To start things off at BP South Side, we are reviewing the offseason moves of White Sox GM Rick Hahn in a staff-wide series. To start, James Fegan reviews the general themes of the White Sox offseason, and the biggest acquisition of the Winter, third baseman Todd Frazier.
It’s a rare new thing to talk about the success of an offseason of a baseball team and its general manager on separate terms, but here we are. The White Sox made a litany of small improvements all over their flawed roster this Winter. PECOTA only likes their splashiest acquisition, Todd Frazier, for 2.2 WARP next season, but you could add another half win to that addition for how much better that would be than what Conor Gillaspie, Mike Olt, Tyler Saladino and Gordon Beckham produced in 2015. Brett Lawrie, also projected at 2.2 WARP, is another league-average-ish trade addition meant to cover up a sinkhole at second base, and moves only got less ambitious from there.
In sum, the Sox got better, but seemingly not enough. PECOTA has them at second place in the AL Central with 82 wins, and other projections regard them similarly.

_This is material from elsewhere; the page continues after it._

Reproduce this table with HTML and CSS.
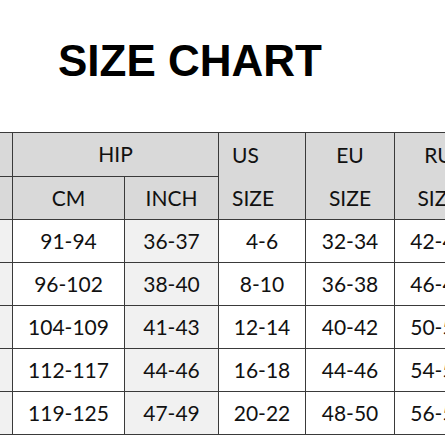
FILE: index.html
```html
<!DOCTYPE html>
<html>
<head>
<meta charset="utf-8">
<link rel="stylesheet" href="styles.css">
</head>
<body>
<div class="page">
  <h1 class="title">SIZE CHART</h1>
  <table class="chart">
    <colgroup>
      <col class="c-size">
      <col class="c-cm">
      <col class="c-inch">
      <col class="c-us">
      <col class="c-eu">
      <col class="c-ru">
    </colgroup>
    <thead>
      <tr>
        <th class="head"></th>
        <th class="head" colspan="2">HIP</th>
        <th class="head left" rowspan="2">US<br>SIZE</th>
        <th class="head" rowspan="2">EU<br>SIZE</th>
        <th class="head" rowspan="2">RU<br>SIZE</th>
      </tr>
      <tr>
        <th class="head"></th>
        <th class="head">CM</th>
        <th class="head">INCH</th>
      </tr>
    </thead>
    <tbody>
      <tr><td class="shade"></td><td>91-94</td><td class="shade">36-37</td><td>4-6</td><td>32-34</td><td>42-44</td></tr>
      <tr><td class="shade"></td><td>96-102</td><td class="shade">38-40</td><td>8-10</td><td>36-38</td><td>46-48</td></tr>
      <tr><td class="shade"></td><td>104-109</td><td class="shade">41-43</td><td>12-14</td><td>40-42</td><td>50-52</td></tr>
      <tr><td class="shade"></td><td>112-117</td><td class="shade">44-46</td><td>16-18</td><td>44-46</td><td>54-56</td></tr>
      <tr><td class="shade"></td><td>119-125</td><td class="shade">47-49</td><td>20-22</td><td>48-50</td><td>56-58</td></tr>
    </tbody>
  </table>
</div>
</body>
</html>
```
FILE: styles.css
```css
html, body {
  margin: 0;
  padding: 0;
  background: #ffffff;
}
body {
  width: 445px;
  height: 445px;
  overflow: hidden;
}
.page {
  width: 445px;
  overflow: hidden;
}
.title {
  margin: 0 0 46px 58px;
  padding-top: 36px;
  font-family: "Liberation Sans", Arial, sans-serif;
  font-weight: bold;
  font-size: 44px;
  line-height: 50px;
  color: #000;
  white-space: nowrap;
}
.chart {
  margin-left: -88px;
  border-collapse: collapse;
  table-layout: fixed;
  width: 570px;
  font-family: Lato, "Open Sans", sans-serif;
  font-size: 21px;
  color: #111;
}
.c-size { width: 100px; }
.c-cm { width: 112px; }
.c-inch { width: 94px; }
.c-us { width: 87px; }
.c-eu { width: 89px; }
.c-ru { width: 88px; }
.chart th,
.chart td {
  border: 1px solid #3a3a3a;
  height: 42px;
  padding: 0;
  text-align: center;
  vertical-align: middle;
  white-space: nowrap;
  font-weight: normal;
  line-height: 24px;
}
.chart th {
  background: #d9d9d9;
}
.chart th[rowspan] {
  line-height: 43px;
}
.chart th.left {
  text-align: left;
  padding-left: 13px;
}
.chart td {
  background: #fff;
}
.chart td.shade {
  background: #f1f1f1;
}
```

Worse yet, their collection of one-year veteran mercenaries and buy-low options came while superior options from a historically deep free agent class languished on the market and took smaller deals than expected.
But as Hahn’s made pretty clear — he did what he could.
“I probably irritated [White Sox chairman] Jerry [Reinsdorf] at multiple times this offseason in terms of pushing and trying to keep the focus on potentially stretching for things that were beyond our means,” Hahn said. “He’s as competitive as anybody, so when we had the opportunity to improve ourselves with Latos or recently with Rollins, we were able to make that stretch.
“I’m guessing somewhere on a few occasions this offseason, he was probably a little tired of hearing from me about stretches beyond our means,” Hahn said.
Taking on barely more than $32 million in new salary, without dishing out a free agent contract more indulgent than one-year, $5 million lavished on Austin Jackson, Hahn found new starters for a half-dozen positions, took a fatally flawed roster and put it within a few monster years from Chris Sale, Jose Abreu and Carlos Rodon from competing, kept top prospect Tim Anderson, and stayed within his clearly strict payroll limits.
Hahn clearly did his job very well, even if there are objections about how good of a job he was enabled to do.
Todd Frazier
The jewel of the Sox offseason isn’t a big risky signing, or a single large expenditure they allowed themselves. It was right in line with the theme of the offseason.
First, they found a situation where they could get an upgrade for under his market value: The Reds are in full fire sale mode, but had just bought out two of Frazier’s arbitration years at two years, $12 million before the 2015 season.
Second, the Sox paid for a steady starter, getting the Dodgers to work out a three-way deal for them for Frankie Montas and his likely future as a high-leverage reliever, the intriguing but defense and power-challenged speedster Micah Johnson, and Trayce Thompson, who was sliding off the organizational prospect list until a surprisingly stellar MLB debut. Thompson might have the best chance of anyone in this trio to be a regular, but the Sox might have sold very high on him.
Finally, Frazier clearly improves a bad situation with a puncher’s chance at more. If Frazier is a ~2 WARP player with solid third base defense, good power but low OBP, he’s a clear upgrade over last year’s cesspool. If the guy who hit .284/.337/.585 in the first half of 2015, or someone close to him shows up, Hahn has acquired a third major stud in his lineup; a core piece of a team that can win the AL Central.